Here AFP Sport look at three points to take away from a rejuvenated France, who, after a decade of disappointing results, beat England, Italy and Wales before losing in Scotland.
Galthie's men started their first three matches in impressive fashion before the trip to Murrayfield.
They scored tries in the first 10 minutes during the victories over Rugby World Cup runners up England, the Azzurri and in Cardiff. Yet after their strong openings, they allowed Eddie Jones' men back into the game, lost focus late on against Italy and ended up holding on against Wayne Pivac's Wales.
In Edinburgh, France's chances of a good start were undermined by hooker Camille Chat injuring his calf in the warm-up, flanker Francois Cros earning a yellow card after four minutes and Romain Ntamack leaving the field with concussion after eight minutes.
Former scrumhalf Galthie chose to start all four matches with the halfback partnership of Antoine Dupont, who is 23, and 20-year-old flyhalf Romain Ntamack.
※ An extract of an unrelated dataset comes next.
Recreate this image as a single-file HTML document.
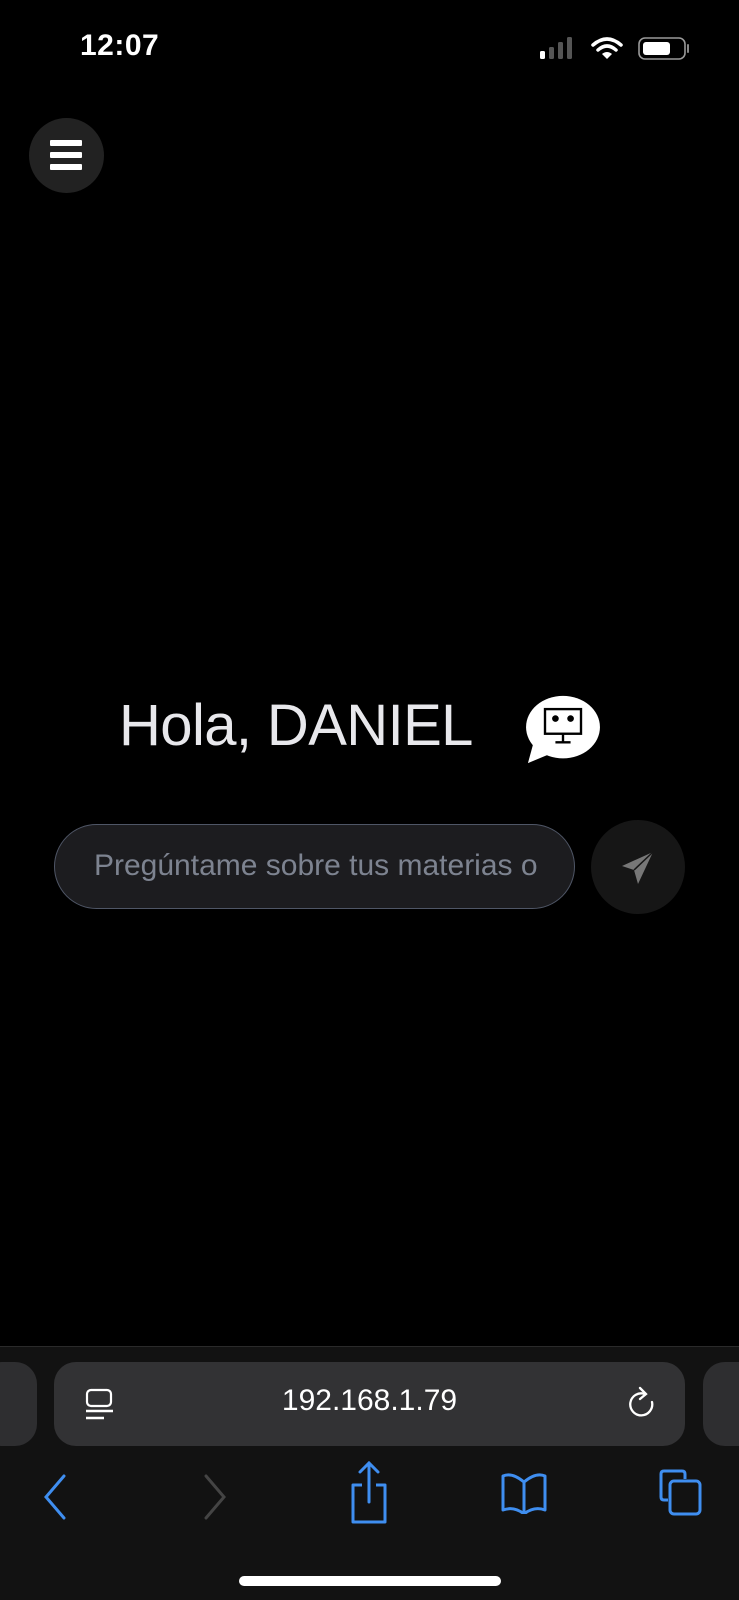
<!DOCTYPE html>
<html><head><meta charset="utf-8"><style>
*{margin:0;padding:0;box-sizing:border-box}
body{width:739px;height:1600px;background:#000;position:relative;overflow:hidden;font-family:"Liberation Sans",sans-serif;color:#fff}
.abs{position:absolute}
</style></head><body>
<div class="abs" style="left:80px;top:29px;font-size:30px;font-weight:bold;letter-spacing:0.5px">12:07</div>
<svg class="abs" style="left:538px;top:36px" width="154" height="28" viewBox="0 0 154 28">
<rect x="2" y="15" width="5" height="8" rx="1.5" fill="#fff"/>
<rect x="11" y="11" width="5" height="12" rx="1.5" fill="#555"/>
<rect x="20" y="6" width="5" height="17" rx="1.5" fill="#555"/>
<rect x="29" y="1" width="5" height="22" rx="1.5" fill="#555"/>
<g transform="translate(10,0)">
<path d="M45 9 Q59 -3 73 9" stroke="#fff" stroke-width="3.5" fill="none" stroke-linecap="round"/>
<path d="M50 14 Q59 6 68 14" stroke="#fff" stroke-width="3.5" fill="none" stroke-linecap="round"/>
<path d="M54 18 L59 23 L64 18 Q59 14 54 18Z" fill="#fff"/>
</g>
<rect x="101" y="2" width="46" height="21" rx="6" stroke="#999" stroke-width="1.6" fill="none"/>
<rect x="105" y="6" width="27" height="13" rx="3" fill="#fff"/>
<path d="M150 9 v7" stroke="#888" stroke-width="2" stroke-linecap="round"/>
</svg>
<div class="abs" style="left:29px;top:118px;width:75px;height:75px;border-radius:50%;background:#222"></div>
<div class="abs" style="left:50px;top:140px;width:32px;height:6px;background:#fff;border-radius:1px"></div>
<div class="abs" style="left:50px;top:152px;width:32px;height:6px;background:#fff;border-radius:1px"></div>
<div class="abs" style="left:50px;top:164px;width:32px;height:6px;background:#fff;border-radius:1px"></div>
<div class="abs" style="left:119px;top:692px;font-size:58px;color:#e8e8ec;letter-spacing:-0.6px;white-space:nowrap">Hola, DANIEL</div>
<svg class="abs" style="left:524px;top:693px" width="78" height="72" viewBox="0 0 82 76">
<ellipse cx="41" cy="36" rx="39" ry="33" fill="#fff"/>
<path d="M10 52 L4 74 L28 64Z" fill="#fff"/>
<rect x="22" y="17" width="38" height="26" fill="none" stroke="#000" stroke-width="2.5"/>
<circle cx="33" cy="27" r="3.5" fill="#000"/><circle cx="49" cy="27" r="3.5" fill="#000"/>
<path d="M41 43 v9 M33 52 h16" stroke="#000" stroke-width="2.5"/>
</svg>
<div class="abs" style="left:54px;top:824px;width:521px;height:85px;border-radius:43px;background:#1c1c1f;border:1.5px solid #4f5666"></div>
<div class="abs" style="left:94px;top:849px;width:444px;overflow:hidden;white-space:nowrap;font-size:30px;color:#7d8390">Pregúntame sobre tus materias o</div>
<div class="abs" style="left:591px;top:820px;width:94px;height:94px;border-radius:50%;background:#161616"></div>
<svg class="abs" style="left:620px;top:850px" width="36" height="36" viewBox="0 0 36 36"><path d="M33 2 L2 16 L14 20 L18 34Z" fill="#777"/><path d="M33 2 L14 20" stroke="#161616" stroke-width="1.5"/></svg>
<div class="abs" style="left:0;top:1346px;width:739px;height:254px;background:#121212;border-top:1px solid #2a2a2a"></div>
<div class="abs" style="left:-20px;top:1362px;width:57px;height:84px;border-radius:22px;background:#2e2e30"></div>
<div class="abs" style="left:703px;top:1362px;width:60px;height:84px;border-radius:22px;background:#2e2e30"></div>
<div class="abs" style="left:54px;top:1362px;width:631px;height:84px;border-radius:22px;background:#323234"></div>
<svg class="abs" style="left:84px;top:1388px" width="32" height="34" viewBox="0 0 32 34"><rect x="3" y="2" width="24" height="16" rx="4" fill="none" stroke="#fff" stroke-width="2.2"/><path d="M2 23h27M2 30h18" stroke="#fff" stroke-width="2.5"/></svg>
<div class="abs" style="left:0;top:1384px;width:739px;text-align:center;font-size:30px;color:#fff">192.168.1.79</div>
<svg class="abs" style="left:626px;top:1386px" width="32" height="36" viewBox="0 0 32 36"><path d="M19 8 A11 11 0 1 0 26 16" fill="none" stroke="#fff" stroke-width="2.3" stroke-linecap="round"/><path d="M14 2 L20 8 L14 13" fill="none" stroke="#fff" stroke-width="2.3" stroke-linecap="round"/></svg>
<svg class="abs" style="left:40px;top:1470px" width="30" height="50" viewBox="0 0 30 50"><path d="M24 6 L6 27 L24 48" fill="none" stroke="#3f8ef0" stroke-width="3" stroke-linecap="round"/></svg>
<svg class="abs" style="left:200px;top:1470px" width="30" height="50" viewBox="0 0 30 50"><path d="M6 6 L24 27 L6 48" fill="none" stroke="#444" stroke-width="3" stroke-linecap="round"/></svg>
<svg class="abs" style="left:348px;top:1460px" width="42" height="64" viewBox="0 0 42 64"><path d="M14 25 H5 V62 H37 V25 H28" fill="none" stroke="#3f8ef0" stroke-width="3" stroke-linejoin="round"/><path d="M21 3 V42 M12 12 L21 3 L30 12" fill="none" stroke="#3f8ef0" stroke-width="3" stroke-linecap="round"/></svg>
<svg class="abs" style="left:500px;top:1470px" width="48" height="44" viewBox="0 0 48 44"><path d="M24 12 Q12 2 3 6 V40 Q14 36 24 44 Q34 36 45 40 V6 Q36 2 24 12Z M24 12 V44" fill="none" stroke="#3f8ef0" stroke-width="3" stroke-linejoin="round"/></svg>
<svg class="abs" style="left:658px;top:1468px" width="46" height="48" viewBox="0 0 46 48"><path d="M10 32 H6 Q3 32 3 29 V6 Q3 3 6 3 H24 Q27 3 27 6 V11" fill="none" stroke="#3f8ef0" stroke-width="3"/><rect x="12" y="13" width="30" height="33" rx="4" fill="none" stroke="#3f8ef0" stroke-width="3"/></svg>
<div class="abs" style="left:239px;top:1576px;width:262px;height:10px;border-radius:5px;background:#fff"></div>
</body></html>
Despite their youth, the Toulouse pair, who have begun just two matches together in the those positions for their club, were handed control of les Bleus.
Dupont was monstrous in both attack and defence, filling in as a ninth forward on occasions and sparking some outstanding play with ball in hand.
Ntamack, just 20, kicked well from the tee and was fantastic with the ball in hand.
France brought in the former Wales coach Shaun Edwards to take charge of their defence until the next World Cup.
His intense attention to detail was seen in round one as France's defensive line held England scoreless until the 56th minute.
South African born locks Bernard Le Roux and Paul Willemse stood out as did Gael Fickou, who was named the captain of the defence before the competition.
Despite the good start, conceding three tries in the Scottish capital was far from the way Edwards would have hoped to finish.